DETROIT — Wendell Brown’s eyes were bloodshot. From the tears of joy. From the 24-plus hours of constant, sleepless travel. From the stress of the final days of finally getting out of the Chinese prison that housed him — wrongly he has always contended — for the past three years.

He was standing in the baggage claim area of Detroit Metropolitan Wayne County Airport, surrounded by family and friends, by smiles and hugs, by a sense of peace after a nightmare completed and a future suddenly before him again.

As the 32-year-old former Ball State University linebacker spoke, he focused on what might be considered an astounding point of view.

No bitterness at China, the country in which he was coaching football and teaching English when he was involved in a bar fight in 2016 (he says he was attacked and merely defending himself). No resentment at the legal system there. No negatives at all.

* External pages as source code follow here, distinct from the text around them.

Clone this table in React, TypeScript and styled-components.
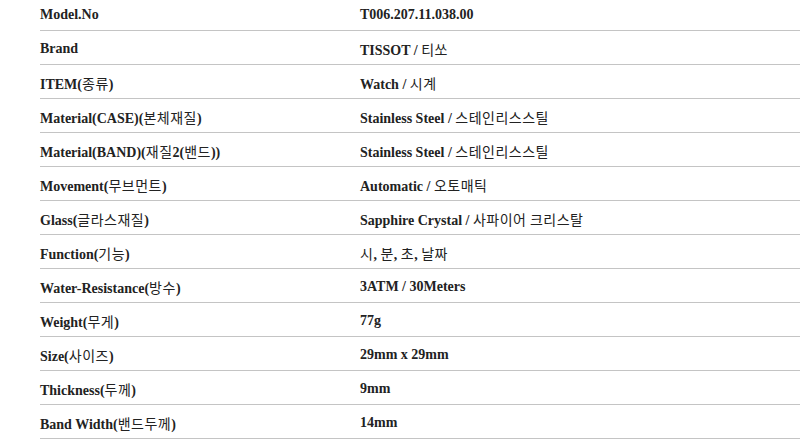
import React from "react";
import styled, { createGlobalStyle } from "styled-components";

interface Spec {
  label: string;
  value: string;
}

const specs: Spec[] = [
  { label: "Model.No", value: "T006.207.11.038.00" },
  { label: "Brand", value: "TISSOT / 티쏘" },
  { label: "ITEM(종류)", value: "Watch / 시계" },
  { label: "Material(CASE)(본체재질)", value: "Stainless Steel / 스테인리스스틸" },
  { label: "Material(BAND)(재질2(밴드))", value: "Stainless Steel / 스테인리스스틸" },
  { label: "Movement(무브먼트)", value: "Automatic / 오토매틱" },
  { label: "Glass(글라스재질)", value: "Sapphire Crystal / 사파이어 크리스탈" },
  { label: "Function(기능)", value: "시, 분, 초, 날짜" },
  { label: "Water-Resistance(방수)", value: "3ATM / 30Meters" },
  { label: "Weight(무게)", value: "77g" },
  { label: "Size(사이즈)", value: "29mm x 29mm" },
  { label: "Thickness(두께)", value: "9mm" },
  { label: "Band Width(밴드두께)", value: "14mm" }
];

const GlobalStyle = createGlobalStyle`
  html, body {
    margin: 0;
    padding: 0;
    background: #fff;
    overflow: hidden;
  }
`;

// hangul runs get the sans font at normal weight, like the original page
const withKorean = (text: string) =>
  text.split(/([\uAC00-\uD7A3\u3131-\u318E]+)/).map((part, i) =>
    /[\uAC00-\uD7A3\u3131-\u318E]/.test(part) ? (
      <Ko key={i}>{part}</Ko>
    ) : (
      <React.Fragment key={i}>{part}</React.Fragment>
    )
  );

const App: React.FC = () => (
  <>
    <GlobalStyle />
    <SpecTable>
      {specs.map(({ label, value }) => (
        <SpecRow key={label}>
          <Label>{withKorean(label)}</Label>
          <Value>{withKorean(value)}</Value>
        </SpecRow>
      ))}
    </SpecTable>
  </>
);

const SpecTable = styled.div`
  margin: -3px 0 0 40px;
  display: flex;
  flex-direction: column;
  font-family: "Liberation Serif", "Times New Roman", serif;
  font-size: 14px;
  font-weight: 700;
  color: #222;
`;

const SpecRow = styled.div`
  display: grid;
  grid-template-columns: 320px 1fr;
  align-items: center;
  height: 34px;
  padding-top: 3px;
  box-sizing: border-box;
  border-bottom: 1px solid #c4c4c4;
`;

const Label = styled.div`
  white-space: nowrap;
`;

const Value = styled.div`
  white-space: nowrap;
`;

const Ko = styled.span`
  font-family: "Noto Sans CJK KR", sans-serif;
  font-weight: 400;
  font-size: 14px;
  letter-spacing: 0.5px;
`;

export default App;
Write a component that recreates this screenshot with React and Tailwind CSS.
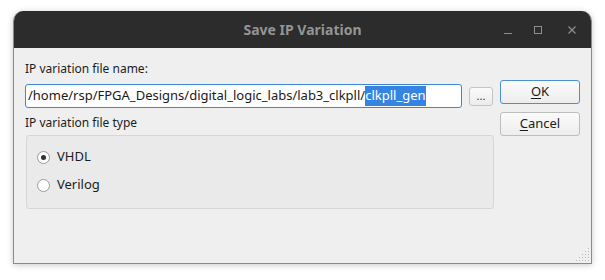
import React from 'react';

const font = { fontFamily: '"Noto Sans", "Open Sans", sans-serif' };

const WindowControls = () => (
  <div className="flex w-[97px] items-center h-full text-[#8e8e8e]">
    <svg width="10" height="10" viewBox="0 0 10 10" className="ml-[9px]">
      <path d="M1 8.5h8" stroke="currentColor" strokeWidth="1.2" />
    </svg>
    <svg width="10" height="10" viewBox="0 0 10 10" className="ml-[20px]">
      <rect x="1.5" y="1.5" width="7" height="7" fill="none" stroke="currentColor" strokeWidth="1" />
    </svg>
    <svg width="10" height="10" viewBox="0 0 10 10" className="ml-[24px]">
      <path d="M1.5 1.5l7 7M8.5 1.5l-7 7" stroke="currentColor" strokeWidth="1.2" />
    </svg>
  </div>
);

const Radio = ({ checked, label }) => (
  <div className="flex items-center h-[20px] gap-[7px]">
    <div className="w-[13px] h-[13px] rounded-full border border-[#9a9a9a] bg-white flex items-center justify-center">
      {checked && <div className="w-[5px] h-[5px] rounded-full bg-[#333]" />}
    </div>
    <span className="text-[13px] text-[#1c1c1c]">{label}</span>
  </div>
);

const Grip = () => {
  const dots = [];
  for (let r = 0; r < 5; r++) {
    for (let c = 0; c < 5; c++) {
      if (r + c >= 4) dots.push(<rect key={`${r}-${c}`} x={c * 3} y={r * 3} width="1" height="1" fill="#b8b8b8" />);
    }
  }
  return (
    <svg width="14" height="14" viewBox="0 0 14 14" className="self-end mr-[1px] mb-[1px]">
      {dots}
    </svg>
  );
};

export default function App() {
  return (
    <div className="w-[605px] h-[280px] bg-white pt-[11px] pl-[13px]" style={font}>
      <div className="w-[579px] h-[253px] rounded-t-[10px] overflow-hidden flex flex-col bg-[#efefef] border-x border-b border-[#8a8a8a] shadow-[0_1px_6px_rgba(0,0,0,0.22)]">
        <div className="h-[37px] bg-[#2c2c2c] flex items-center shrink-0">
          <div className="w-[97px]" />
          <div className="flex-1 text-center text-[14px] font-bold text-[#949494]">Save IP Variation</div>
          <WindowControls />
        </div>

        <div className="flex-1 flex flex-col">
          <div className="flex pl-[11px] pt-[13px]">
            <div className="w-[469px] flex flex-col">
              <div className="text-[12px] leading-[16px] text-[#1c1c1c]">IP variation file name:</div>
              <div className="flex items-center mt-[7px] gap-[7px]">
                <div className="w-[437px] h-[24px] rounded-[3px] border border-[#3b87d4] bg-white flex items-center pl-[2px] text-[13px] text-[#1a1a1a] whitespace-nowrap overflow-hidden">
                  <span>/home/rsp/FPGA_Designs/digital_logic_labs/lab3_clkpll/</span>
                  <span className="bg-[#3584e4] text-white">clkpll_gen</span>
                </div>
                <button className="w-[24px] h-[19px] rounded-[3px] border border-[#c4c4c4] bg-gradient-to-b from-[#fafafa] to-[#ececec] text-[11px] leading-none text-[#333] flex items-center justify-center pb-[2px]">
                  ...
                </button>
              </div>
              <div className="text-[12px] leading-[16px] text-[#1c1c1c] mt-[7px]">IP variation file type</div>
              <div className="ml-[1px] mt-[4px] w-[468px] h-[74px] rounded-[3px] border border-[#d6d6d6] bg-[#eaeaea] pl-[10px] pt-[11px] flex flex-col gap-[8px]">
                <Radio checked label="VHDL" />
                <Radio label="Verilog" />
              </div>
            </div>

            <div className="ml-[6px] w-[80px] flex flex-col mt-[19px] gap-[8px]">
              <button className="h-[24px] rounded-[3px] border border-[#4a8fd3] bg-gradient-to-b from-[#fbfbfb] to-[#ededed] text-[13px] text-[#1c1c1c]">
                <span className="underline underline-offset-2">O</span>K
              </button>
              <button className="h-[24px] rounded-[3px] border border-[#bdbdbd] bg-gradient-to-b from-[#fbfbfb] to-[#ededed] text-[13px] text-[#1c1c1c]">
                <span className="underline underline-offset-2">C</span>ancel
              </button>
            </div>
          </div>
          <div className="flex-1" />
          <Grip />
        </div>
      </div>
    </div>
  );
}
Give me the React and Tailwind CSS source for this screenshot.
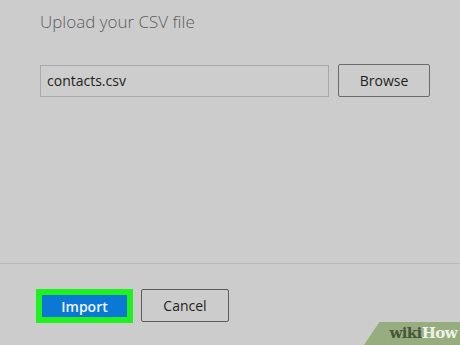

“It was a beautiful time,” Brown said.

No, prison wasn’t beautiful. And being away from his family, which includes a now 12-year-old son wasn’t beautiful. And the frustrations of dealing with a draconian legal system that even if he were guilty as authorities claim (and evidence reportedly never showed anything close to that) wasn’t beautiful.

But … yes, he said it was a beautiful time because out of the ugliness, he said the beauty of his faith prevailed.

“I am thankful for every experience that I have in life,” he explained. “Everything is a lesson, and if you can’t use every situation you go through to grow from then you are doing something wrong. At least that is what I was taught.”

So he was asked: What’s the lesson?

“The lesson from this is to always have faith in God,” Brown said. “Always believe in his power that he can do all things. If you believe fully and give yourself to the will of God then greatness awaits you on the other side. My family feels it every day. I feel it every day. We are stronger because of this. Our faith was tested and we never lost hope. We always believed. And because of our belief I am standing here today.

“They said this wasn’t possible,” he added. “But we are able to celebrate it. I am just excited.”

Wendell Brown hugs relatives after his arrival at the Detroit Metropolitan Airport, Wednesday, Sept. 25, 2019, in Romulus, Mich. Brown returned from China where he was imprisoned for his involvement in a bar fight. Brown, a native of Detroit had been teaching English and American football in southwest China when he was arrested in September 2016 and charged with intentional assault. (AP Photo/Carlos Osorio)
Wendell Brown hugs relatives after his arrival at Detroit Metropolitan Wayne County Airport. (AP)

How Wendell Brown ended up in a Chinese prison

Nearly two years ago, three UCLA basketball players, including then-freshman LiAngelo Ball, were detained for shoplifting while in China to play a game. The story was huge, in part because of Ball’s look-at-me father, LaVar, and the fact no less than President Donald Trump claimed he lobbied the Chinese government to get their early release when they were facing what he claimed was up to 10 years in prison.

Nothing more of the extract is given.